J’interviens donc pour exprimer mon souhait qu’il n’y ait aucun retard dans cette mise en œuvre. En effet, j’éprouve tout de même certaines préoccupations, car il est notamment apparu dans la presse que la Suisse, avec d’autres petits pays à faible taux d’imposition comme la Hollande et quelques autres, a pris la tête d’un groupe de pays hostiles à la réforme, qui ont plutôt tendance à traîner les pieds afin de freiner ou de modérer son application. Je dénonce donc le jeu mené par les autorités suisses et d’autres petits pays. J’espère au contraire que l’on pourra aller rapidement vers une mise en application du taux de 15 % qui me semble être le minimum du minimum, pour limiter la concurrence fiscale internationale.
J’aimerais apporter quelques éclaircissements. Avant 2026, monsieur Raedler, il n’y aura pas de connaissance du dossier. Pourquoi cette date ? C’est que maintenant, il ne s’agit plus de 2023, mais de 2024, ainsi que je l’ai déjà dit à plusieurs reprises. Ainsi, les comptes seront déposés en 2025 au plus tôt et ce n’est donc qu’en 2026 ou 2027 que l’on taxera. Il n’y aura donc pas de changement avant 2025, 2026 ou 2027. Dans ces conditions, il était difficile d’apporter des informations que nous n’avons pas, mais à l’heure actuelle, le dossier est toujours à jour. Nous aurons quatre comptabilités pour de grandes sociétés : une comptabilité dite commerciale, une comptabilité fiscale ordinaire, une comptabilité boursière – puisque toutes ces entreprises sont généralement cotées en bourse – et une comptabilité GLoBE. Si vous prenez une société qui compte une quarantaine de filiales, chaque filiale devra prouver qu’elle est au taux de 15 %. Cela veut dire qu’en 2026 ou 2027, on commencera à y voir clair sur les revenus supplémentaires.

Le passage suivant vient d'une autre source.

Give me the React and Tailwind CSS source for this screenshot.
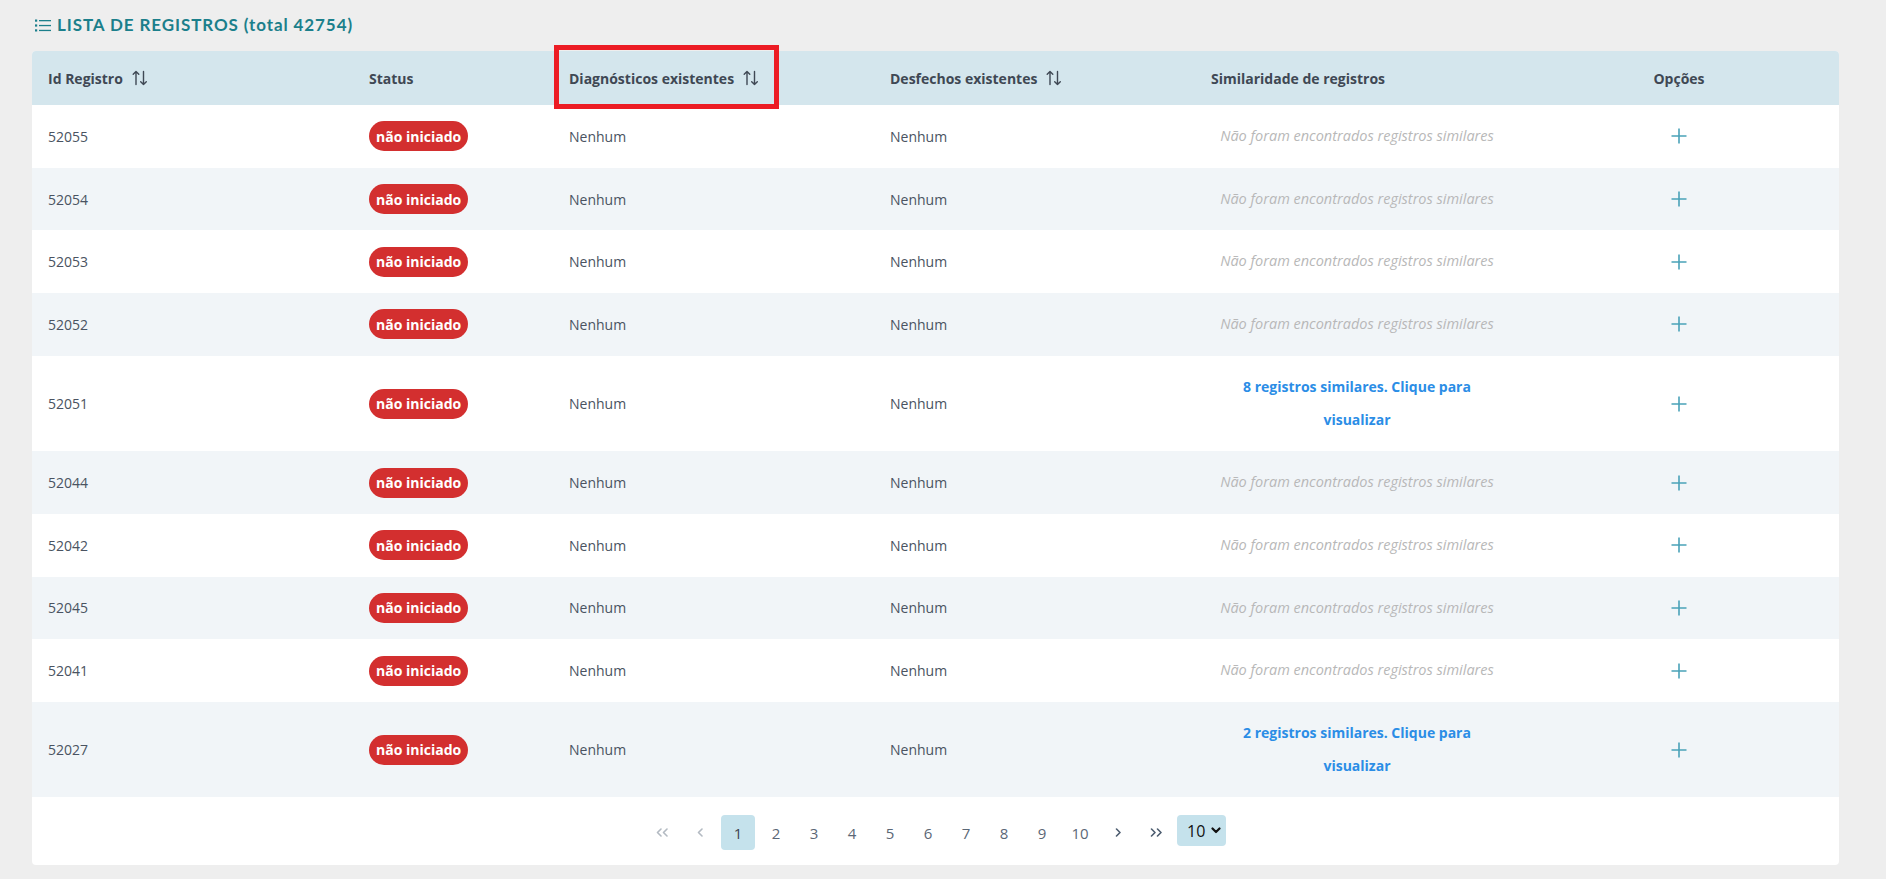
import React from "react";

const rows = [
  { id: "52055" },
  { id: "52054" },
  { id: "52053" },
  { id: "52052" },
  { id: "52051", sim: 8 },
  { id: "52044" },
  { id: "52042" },
  { id: "52045" },
  { id: "52041" },
  { id: "52027", sim: 2 },
];

const GRID = "grid grid-cols-[321px_200px_321px_321px_324px_320px] items-center";

function SortIcon() {
  return (
    <svg width="16" height="16" viewBox="0 0 16 16" fill="none" stroke="#3f4854" strokeWidth="1.4" strokeLinecap="round" strokeLinejoin="round" className="ml-[9px] shrink-0">
      <path d="M4 14.5V1.5M1.2 4.3L4 1.5l2.8 2.8" />
      <path d="M11.5 1.5v13M8.7 11.7l2.8 2.8 2.8-2.8" />
    </svg>
  );
}

function PlusIcon() {
  return (
    <svg width="16" height="16" viewBox="0 0 16 16" fill="none" stroke="#4aa2b8" strokeWidth="1.6">
      <path d="M8 0.5v15M0.5 8h15" />
    </svg>
  );
}

function ListIcon() {
  return (
    <svg width="16" height="13" viewBox="0 0 16 13" fill="#1b7f8b">
      <rect x="0" y="0.5" width="2.2" height="2.2" />
      <rect x="0" y="5.4" width="2.2" height="2.2" />
      <rect x="0" y="10.3" width="2.2" height="2.2" />
      <rect x="4" y="1" width="12" height="1.3" />
      <rect x="4" y="5.9" width="12" height="1.3" />
      <rect x="4" y="10.8" width="12" height="1.3" />
    </svg>
  );
}

function Chev({ dir = "left", double = false, color }) {
  const single = dir === "left" ? "M5 1L1.5 4.5L5 8" : "M1.5 1L5 4.5L1.5 8";
  const second = dir === "left" ? "M11 1L7.5 4.5L11 8" : "M7.5 1L11 4.5L7.5 8";
  return (
    <svg width={double ? 13 : 7} height="9" viewBox={double ? "0 0 13 9" : "0 0 7 9"} fill="none" stroke={color} strokeWidth="1.6" strokeLinecap="round" strokeLinejoin="round">
      <path d={single} />
      {double && <path d={second} />}
    </svg>
  );
}

export default function App() {
  const font = { fontFamily: '"Open Sans", "Noto Sans", sans-serif' };
  return (
    <div className="min-h-[879px] w-full bg-[#eeeeee] pl-[32px] pr-[47px] pt-[13px] pb-[16px]" style={font}>
      <div className="flex items-center h-[24px] mb-[14px] text-[#1b7f8b]">
        <span className="mr-[6px] ml-[3px] flex items-center"><ListIcon /></span>
        <h1 className="text-[17px] font-bold tracking-[0.9px] leading-[24px]" style={{ fontFamily: 'Lato, "Open Sans", sans-serif' }}>
          LISTA DE REGISTROS (total 42754)
        </h1>
      </div>

      <div className="bg-white rounded-[4px] overflow-visible">
        {/* header */}
        <div className={`${GRID} h-[54px] bg-[#d4e6ed] rounded-t-[4px] text-[14px] font-bold text-[#3f4854]`}>
          <div className="px-4 flex items-center">Id Registro<SortIcon /></div>
          <div className="px-4">Status</div>
          <div className="px-4 flex items-center relative self-stretch">
            Diagnósticos existentes<SortIcon />
            <div className="absolute left-[1px] top-[-6px] w-[225px] h-[64px] border-[5px] border-[#ec1c24] pointer-events-none" />
          </div>
          <div className="px-4 flex items-center">Desfechos existentes<SortIcon /></div>
          <div className="px-4">Similaridade de registros</div>
          <div className="px-4 text-center">Opções</div>
        </div>

        {/* rows */}
        {rows.map((r, i) => (
          <div key={r.id} className={`${GRID} text-[14px] text-[#4a5361] ${i % 2 === 1 ? "bg-[#f1f5f8]" : "bg-white"}`}>
            <div className="px-4">{r.id}</div>
            <div className="px-4">
              <span className="inline-flex items-center h-[30px] px-[7px] rounded-full bg-[#d32f2f] text-white font-bold text-[14px]">
                não iniciado
              </span>
            </div>
            <div className="px-4">Nenhum</div>
            <div className="px-4">Nenhum</div>
            <div className="px-4 py-[15px] text-center leading-[32.7px]">
              {r.sim ? (
                <span className="text-[#2b8de6] font-bold text-[14px]">
                  {r.sim} registros similares. Clique para<br />visualizar
                </span>
              ) : (
                <span className="italic text-[#b8b8b8] text-[14.5px]">Não foram encontrados registros similares</span>
              )}
            </div>
            <div className="px-4 flex justify-center"><PlusIcon /></div>
          </div>
        ))}

        {/* pagination */}
        <div className="flex justify-center items-start gap-[4px] pt-[18px] pb-[15px] text-[15px] text-[#5b6776]">
          <div className="w-[34px] h-[35px] flex items-center justify-center"><Chev dir="left" double color="#b3bac2" /></div>
          <div className="w-[34px] h-[35px] flex items-center justify-center"><Chev dir="left" color="#b3bac2" /></div>
          {["1", "2", "3", "4", "5", "6", "7", "8", "9", "10"].map((n) => (
            <div
              key={n}
              className={`w-[34px] h-[35px] flex items-center justify-center rounded-[4px] ${n === "1" ? "bg-[#c5e2ec] text-[#3d4450]" : ""}`}
            >
              {n}
            </div>
          ))}
          <div className="w-[34px] h-[35px] flex items-center justify-center"><Chev dir="right" color="#4d5d70" /></div>
          <div className="w-[34px] h-[35px] flex items-center justify-center"><Chev dir="right" double color="#4d5d70" /></div>
          <div className="w-[49px] h-[31px] rounded-[4px] bg-[#c5e2ec] flex items-center pl-[10px] text-[16px] text-[#111]">
            10
            <svg width="10" height="7" viewBox="0 0 10 7" fill="none" stroke="#111" strokeWidth="2.2" strokeLinecap="round" strokeLinejoin="round" className="ml-[6px]">
              <path d="M1.5 1.5L5 5l3.5-3.5" />
            </svg>
          </div>
        </div>
      </div>
    </div>
  );
}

Ensuite, ce n’est pas parce que l’on change le taux pour le fixer à 15 % que ce taux sera accepté au niveau de GLoBE. En effet, ce dernier est un taux particulier, avec une assiette particulière, et tout cela n’est pas encore arrêté à l’échelle planétaire. Si je comprends bien les deux interventions qui ont été faites, vous allez donc soutenir en vote populaire – et je vous y encourage – la modification de l’article constitutionnel 129a ; il sera modifié et soumis au peuple en juin 2023, en principe. Je suis content que vos déclarations s’inscrivent dans cette logique et je vous remercie beaucoup de soutenir cette modification. Ensuite de cela seulement, dès 2023, viendront les ordonnances, puisque le projet n’a plus d’effet rétroactif. Au départ, on l’envisageait – si la réforme trouvait ses quartiers – dès 2023, ou maintenant 2024, au plus tôt. Mais cela peut encore évoluer à l’échelle planétaire. Les Américains jouent un jeu un peu particulier dans ce domaine, sur le pilier 1, ce qui génère implicitement des incidences sur le pilier 2. Ensuite, ne mélangeons pas les exonérations fiscales temporaires et le projet GLoBE, qui n’ont strictement rien à voir. Les exonérations sont suivies pour elles-mêmes, alors que la problématique du taux minimal planétaire est un dossier totalement distinct et qui n’a rien à voir. L’un ne compense pas l’autre, puisque ce sont des pratiques totalement différentes.
Je vous remercie pour vos propos et ai pris note que vous acceptiez la réponse du Conseil d’Etat. Nous allons continuer à faire de la sensibilisation, puisque nous en avons convenu ainsi au niveau du Conseil d’Etat. Il y a quelques jours encore, au début du mois de juin dernier, une rencontre entre les cantons de Genève et de Vaud, s’est tenue sur le site de l’EPFL, pour sensibiliser, expliquer les enjeux et dire aux entreprises qu’elles seront accompagnées et qu’une information leur sera apportée pour qu’elles puissent appréhender la nouvelle comptabilité GLoBE, soit une nouvelle comptabilité planétaire qui n’a rien à voir avec les pratiques ordinaires à l’échelle de la Suisse ou de l’Europe.
Retour à l'ordre du jourLa discussion est close.
Ce point de l’ordre du jour est traité.